What is needed
Pictures in the data below are not part of the copy; transcribe everything else exactly.
========================
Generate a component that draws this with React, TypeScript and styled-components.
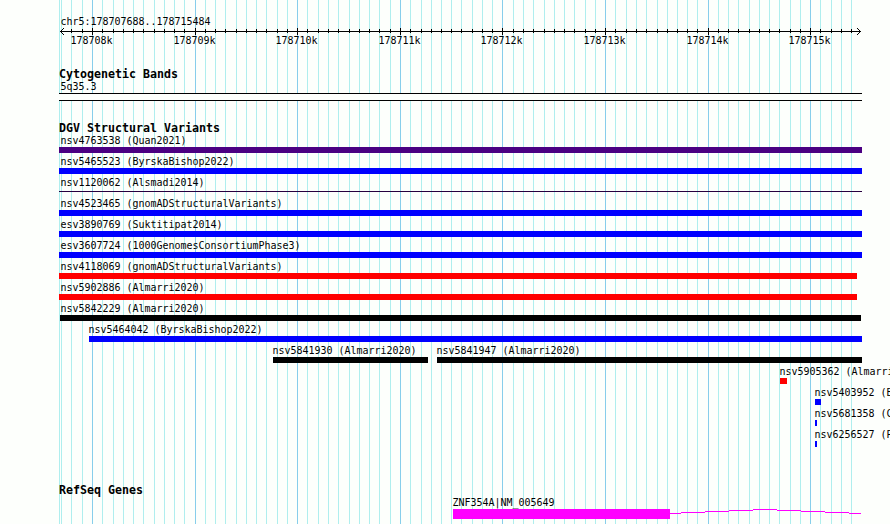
import React from "react";
import styled, { createGlobalStyle } from "styled-components";

const GlobalStyle = createGlobalStyle`
  html, body { margin: 0; padding: 0; overflow: hidden; }
  body { background: #fdfffc; }
`;

const Browser = styled.main`
  position: relative;
  width: 890px;
  height: 524px;
  overflow: hidden;
  background: #fdfffc;
  color: #000;
  font-family: "DejaVu Sans Mono", monospace;
  font-size: 10px;
`;

const GridLayer = styled.svg`
  position: absolute;
  inset: 0;
  display: block;
`;

const Content = styled.div`
  position: relative;
  display: flex;
  flex-direction: column;
  height: 524px;
  padding-top: 16px;
  box-sizing: border-box;
`;

const Label = styled.div<{ $x: number }>`
  height: 12px;
  line-height: 12px;
  margin-left: ${(p) => p.$x + 0.5}px;
  font-size: 9.97px;
  white-space: pre;
`;

const Heading = styled.h2`
  margin: 0 0 1px 59px;
  height: 12px;
  font-size: 11.63px;
  line-height: 12px;
  font-weight: 700;
  white-space: pre;
`;

const Ruler = styled.section`
  height: 52px;
`;

const Axis = styled.svg`
  display: block;
  height: 7px;
`;

const TickLabels = styled.div`
  display: grid;
  grid-template-columns: 103px 102px 103px 102px 103px 103px 102px 60px;
  padding-left: 70px;
`;

const BandTrack = styled.section`
  height: 54px;
`;

const Band = styled.div`
  width: 803px;
  height: 8px;
  margin-left: 59px;
  box-sizing: border-box;
  border: solid #000;
  border-width: 1px 0;
  background: #fdfffc;
`;

const VariantTrack = styled.section`
  height: 362px;
`;

const Row = styled.div`
  display: flex;
  height: 21px;
`;

const Feature = styled.div<{ $gap: number; $width: number }>`
  flex: 0 0 ${(p) => p.$width}px;
  width: ${(p) => p.$width}px;
  margin-left: ${(p) => p.$gap}px;
`;

const Bar = styled.div<{ $color: string; $thin?: boolean }>`
  height: ${(p) => (p.$thin ? 1 : 6)}px;
  margin-top: ${(p) => (p.$thin ? 2 : 0)}px;
  background: ${(p) => p.$color};
`;

const GeneTrack = styled.section`
  height: 40px;
`;

const Gene = styled.svg`
  display: block;
`;

const minor = [
  59, 61, 71, 82, 102, 113, 123, 133, 143, 154, 164, 174, 184, 205, 215, 225,
  236, 246, 256, 266, 277, 287, 307, 318, 328, 338, 349, 359, 369, 379, 390,
  410, 421, 431, 441, 451, 461, 472, 482, 492, 513, 523, 533, 544, 554, 564,
  574, 585, 595, 615, 626, 636, 646, 657, 667, 677, 687, 697, 718, 728, 738,
  749, 759, 769, 779, 790, 800, 820, 831, 841, 851,
];
const major = [92, 195, 297, 400, 502, 605, 708, 810];

type Item = { name: string; start: number; end: number; color: string; labelX?: number; thin?: boolean };

const rows: Item[][] = [
  [{ name: "nsv4763538 (Quan2021)", start: 59, end: 862, color: "#4b0082", labelX: 1 }],
  [{ name: "nsv5465523 (ByrskaBishop2022)", start: 59, end: 862, color: "#0000ff", labelX: 1 }],
  [{ name: "nsv1120062 (Alsmadi2014)", start: 59, end: 862, color: "#26003f", labelX: 1, thin: true }],
  [{ name: "nsv4523465 (gnomADStructuralVariants)", start: 59, end: 862, color: "#0000ff", labelX: 1 }],
  [{ name: "esv3890769 (Suktitipat2014)", start: 59, end: 862, color: "#0000ff", labelX: 1 }],
  [{ name: "esv3607724 (1000GenomesConsortiumPhase3)", start: 59, end: 862, color: "#0000ff", labelX: 1 }],
  [{ name: "nsv4118069 (gnomADStructuralVariants)", start: 59, end: 857, color: "#ff0000", labelX: 1 }],
  [{ name: "nsv5902886 (Almarri2020)", start: 59, end: 857, color: "#ff0000", labelX: 1 }],
  [{ name: "nsv5842229 (Almarri2020)", start: 60, end: 861, color: "#000000" }],
  [{ name: "nsv5464042 (ByrskaBishop2022)", start: 89, end: 862, color: "#0000ff", labelX: -1 }],
  [
    { name: "nsv5841930 (Almarri2020)", start: 273, end: 428, color: "#000000", labelX: -1 },
    { name: "nsv5841947 (Almarri2020)", start: 437, end: 862, color: "#000000", labelX: -1 },
  ],
  [{ name: "nsv5905362 (Almarri2020)", start: 780, end: 787, color: "#ff0000", labelX: -1 }],
  [{ name: "nsv5403952 (B", start: 815, end: 821, color: "#0000ff", labelX: -1 }],
  [{ name: "nsv5681358 (C", start: 815, end: 817, color: "#0000ff", labelX: -1 }],
  [{ name: "nsv6256527 (P", start: 815, end: 817, color: "#0000ff", labelX: -1 }],
];

export default function App() {
  return (
    <>
      <GlobalStyle />
      <Browser>
        <GridLayer width="890" height="524" shapeRendering="crispEdges">
          {minor.map((x) => (
            <rect key={x} x={x} y="0" width="1" height="524" fill="#afeeee" />
          ))}
          {major.map((x) => (
            <rect key={x} x={x} y="0" width="1" height="524" fill="#87ceeb" />
          ))}
        </GridLayer>
        <Content>
          <Ruler>
            <Label $x={60}>chr5:178707688..178715484</Label>
            <Axis width="890" height="7" viewBox="0 28 890 7">
              <g shapeRendering="crispEdges">
                <rect x="60" y="31" width="801" height="1" />
                {minor.slice(2).map((x) => (
                  <rect key={x} x={x} y="29" width="1" height="4" />
                ))}
                {major.map((x) => (
                  <rect key={x} x={x} y="28" width="1" height="7" />
                ))}
                {[1, 2, 3].map((d) => (
                  <g key={d}>
                    <rect x={60 + d} y={31 - d} width="1" height="1" />
                    <rect x={60 + d} y={31 + d} width="1" height="1" />
                    <rect x={860 - d} y={31 - d} width="1" height="1" />
                    <rect x={860 - d} y={31 + d} width="1" height="1" />
                  </g>
                ))}
              </g>
            </Axis>
            <TickLabels>
              {major.map((x, i) => (
                <Label key={x} $x={0}>{`${178708 + i}k`}</Label>
              ))}
            </TickLabels>
          </Ruler>
          <BandTrack>
            <Heading>Cytogenetic Bands</Heading>
            <Label $x={60}>5q35.3</Label>
            <Band />
          </BandTrack>
          <VariantTrack>
            <Heading>DGV Structural Variants</Heading>
            {rows.map((row) => (
              <Row key={row[0].name}>
                {row.map((f, i) => (
                  <Feature key={f.name} $gap={f.start - (i ? row[i - 1].end : 0)} $width={f.end - f.start}>
                    <Label $x={f.labelX ?? 0}>{f.name}</Label>
                    <Bar $color={f.color} $thin={f.thin} />
                  </Feature>
                ))}
              </Row>
            ))}
          </VariantTrack>
          <GeneTrack>
            <Heading>RefSeq Genes</Heading>
            <Label $x={452}>ZNF354A|NM_005649</Label>
            <Gene width="890" height="10" viewBox="0 509 890 10" shapeRendering="crispEdges" fill="#ff00ff">
              <rect x="453" y="509" width="217" height="10" />
              <rect x="670" y="513" width="11" height="1" />
              {[512, 511, 510, 509, 510, 511, 512].map((y, i) => (
                <rect key={i} x={681 + i * 24} y={y} width="24" height="1" />
              ))}
              <rect x="849" y="513" width="12" height="1" />
            </Gene>
          </GeneTrack>
        </Content>
      </Browser>
    </>
  );
}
========================
The reply
Generate a component that draws this with React, TypeScript and styled-components.
import React from "react";
import styled, { createGlobalStyle } from "styled-components";

const GlobalStyle = createGlobalStyle`
  html, body { margin: 0; padding: 0; overflow: hidden; }
  body { background: #fdfffc; }
`;

const Browser = styled.main`
  position: relative;
  width: 890px;
  height: 524px;
  overflow: hidden;
  background: #fdfffc;
  color: #000;
  font-family: "DejaVu Sans Mono", monospace;
  font-size: 10px;
`;

const GridLayer = styled.svg`
  position: absolute;
  inset: 0;
  display: block;
`;

const Content = styled.div`
  position: relative;
  display: flex;
  flex-direction: column;
  height: 524px;
  padding-top: 16px;
  box-sizing: border-box;
`;

const Label = styled.div<{ $x: number }>`
  height: 12px;
  line-height: 12px;
  margin-left: ${(p) => p.$x + 0.5}px;
  font-size: 9.97px;
  white-space: pre;
`;

const Heading = styled.h2`
  margin: 0 0 1px 59px;
  height: 12px;
  font-size: 11.63px;
  line-height: 12px;
  font-weight: 700;
  white-space: pre;
`;

const Ruler = styled.section`
  height: 52px;
`;

const Axis = styled.svg`
  display: block;
  height: 7px;
`;

const TickLabels = styled.div`
  display: grid;
  grid-template-columns: 103px 102px 103px 102px 103px 103px 102px 60px;
  padding-left: 70px;
`;

const BandTrack = styled.section`
  height: 54px;
`;

const Band = styled.div`
  width: 803px;
  height: 8px;
  margin-left: 59px;
  box-sizing: border-box;
  border: solid #000;
  border-width: 1px 0;
  background: #fdfffc;
`;

const VariantTrack = styled.section`
  height: 362px;
`;

const Row = styled.div`
  display: flex;
  height: 21px;
`;

const Feature = styled.div<{ $gap: number; $width: number }>`
  flex: 0 0 ${(p) => p.$width}px;
  width: ${(p) => p.$width}px;
  margin-left: ${(p) => p.$gap}px;
`;

const Bar = styled.div<{ $color: string; $thin?: boolean }>`
  height: ${(p) => (p.$thin ? 1 : 6)}px;
  margin-top: ${(p) => (p.$thin ? 2 : 0)}px;
  background: ${(p) => p.$color};
`;

const GeneTrack = styled.section`
  height: 40px;
`;

const Gene = styled.svg`
  display: block;
`;

const minor = [
  59, 61, 71, 82, 102, 113, 123, 133, 143, 154, 164, 174, 184, 205, 215, 225,
  236, 246, 256, 266, 277, 287, 307, 318, 328, 338, 349, 359, 369, 379, 390,
  410, 421, 431, 441, 451, 461, 472, 482, 492, 513, 523, 533, 544, 554, 564,
  574, 585, 595, 615, 626, 636, 646, 657, 667, 677, 687, 697, 718, 728, 738,
  749, 759, 769, 779, 790, 800, 820, 831, 841, 851,
];
const major = [92, 195, 297, 400, 502, 605, 708, 810];

type Item = { name: string; start: number; end: number; color: string; labelX?: number; thin?: boolean };

const rows: Item[][] = [
  [{ name: "nsv4763538 (Quan2021)", start: 59, end: 862, color: "#4b0082", labelX: 1 }],
  [{ name: "nsv5465523 (ByrskaBishop2022)", start: 59, end: 862, color: "#0000ff", labelX: 1 }],
  [{ name: "nsv1120062 (Alsmadi2014)", start: 59, end: 862, color: "#26003f", labelX: 1, thin: true }],
  [{ name: "nsv4523465 (gnomADStructuralVariants)", start: 59, end: 862, color: "#0000ff", labelX: 1 }],
  [{ name: "esv3890769 (Suktitipat2014)", start: 59, end: 862, color: "#0000ff", labelX: 1 }],
  [{ name: "esv3607724 (1000GenomesConsortiumPhase3)", start: 59, end: 862, color: "#0000ff", labelX: 1 }],
  [{ name: "nsv4118069 (gnomADStructuralVariants)", start: 59, end: 857, color: "#ff0000", labelX: 1 }],
  [{ name: "nsv5902886 (Almarri2020)", start: 59, end: 857, color: "#ff0000", labelX: 1 }],
  [{ name: "nsv5842229 (Almarri2020)", start: 60, end: 861, color: "#000000" }],
  [{ name: "nsv5464042 (ByrskaBishop2022)", start: 89, end: 862, color: "#0000ff", labelX: -1 }],
  [
    { name: "nsv5841930 (Almarri2020)", start: 273, end: 428, color: "#000000", labelX: -1 },
    { name: "nsv5841947 (Almarri2020)", start: 437, end: 862, color: "#000000", labelX: -1 },
  ],
  [{ name: "nsv5905362 (Almarri2020)", start: 780, end: 787, color: "#ff0000", labelX: -1 }],
  [{ name: "nsv5403952 (B", start: 815, end: 821, color: "#0000ff", labelX: -1 }],
  [{ name: "nsv5681358 (C", start: 815, end: 817, color: "#0000ff", labelX: -1 }],
  [{ name: "nsv6256527 (P", start: 815, end: 817, color: "#0000ff", labelX: -1 }],
];

export default function App() {
  return (
    <>
      <GlobalStyle />
      <Browser>
        <GridLayer width="890" height="524" shapeRendering="crispEdges">
          {minor.map((x) => (
            <rect key={x} x={x} y="0" width="1" height="524" fill="#afeeee" />
          ))}
          {major.map((x) => (
            <rect key={x} x={x} y="0" width="1" height="524" fill="#87ceeb" />
          ))}
        </GridLayer>
        <Content>
          <Ruler>
            <Label $x={60}>chr5:178707688..178715484</Label>
            <Axis width="890" height="7" viewBox="0 28 890 7">
              <g shapeRendering="crispEdges">
                <rect x="60" y="31" width="801" height="1" />
                {minor.slice(2).map((x) => (
                  <rect key={x} x={x} y="29" width="1" height="4" />
                ))}
                {major.map((x) => (
                  <rect key={x} x={x} y="28" width="1" height="7" />
                ))}
                {[1, 2, 3].map((d) => (
                  <g key={d}>
                    <rect x={60 + d} y={31 - d} width="1" height="1" />
                    <rect x={60 + d} y={31 + d} width="1" height="1" />
                    <rect x={860 - d} y={31 - d} width="1" height="1" />
                    <rect x={860 - d} y={31 + d} width="1" height="1" />
                  </g>
                ))}
              </g>
            </Axis>
            <TickLabels>
              {major.map((x, i) => (
                <Label key={x} $x={0}>{`${178708 + i}k`}</Label>
              ))}
            </TickLabels>
          </Ruler>
          <BandTrack>
            <Heading>Cytogenetic Bands</Heading>
            <Label $x={60}>5q35.3</Label>
            <Band />
          </BandTrack>
          <VariantTrack>
            <Heading>DGV Structural Variants</Heading>
            {rows.map((row) => (
              <Row key={row[0].name}>
                {row.map((f, i) => (
                  <Feature key={f.name} $gap={f.start - (i ? row[i - 1].end : 0)} $width={f.end - f.start}>
                    <Label $x={f.labelX ?? 0}>{f.name}</Label>
                    <Bar $color={f.color} $thin={f.thin} />
                  </Feature>
                ))}
              </Row>
            ))}
          </VariantTrack>
          <GeneTrack>
            <Heading>RefSeq Genes</Heading>
            <Label $x={452}>ZNF354A|NM_005649</Label>
            <Gene width="890" height="10" viewBox="0 509 890 10" shapeRendering="crispEdges" fill="#ff00ff">
              <rect x="453" y="509" width="217" height="10" />
              <rect x="670" y="513" width="11" height="1" />
              {[512, 511, 510, 509, 510, 511, 512].map((y, i) => (
                <rect key={i} x={681 + i * 24} y={y} width="24" height="1" />
              ))}
              <rect x="849" y="513" width="12" height="1" />
            </Gene>
          </GeneTrack>
        </Content>
      </Browser>
    </>
  );
}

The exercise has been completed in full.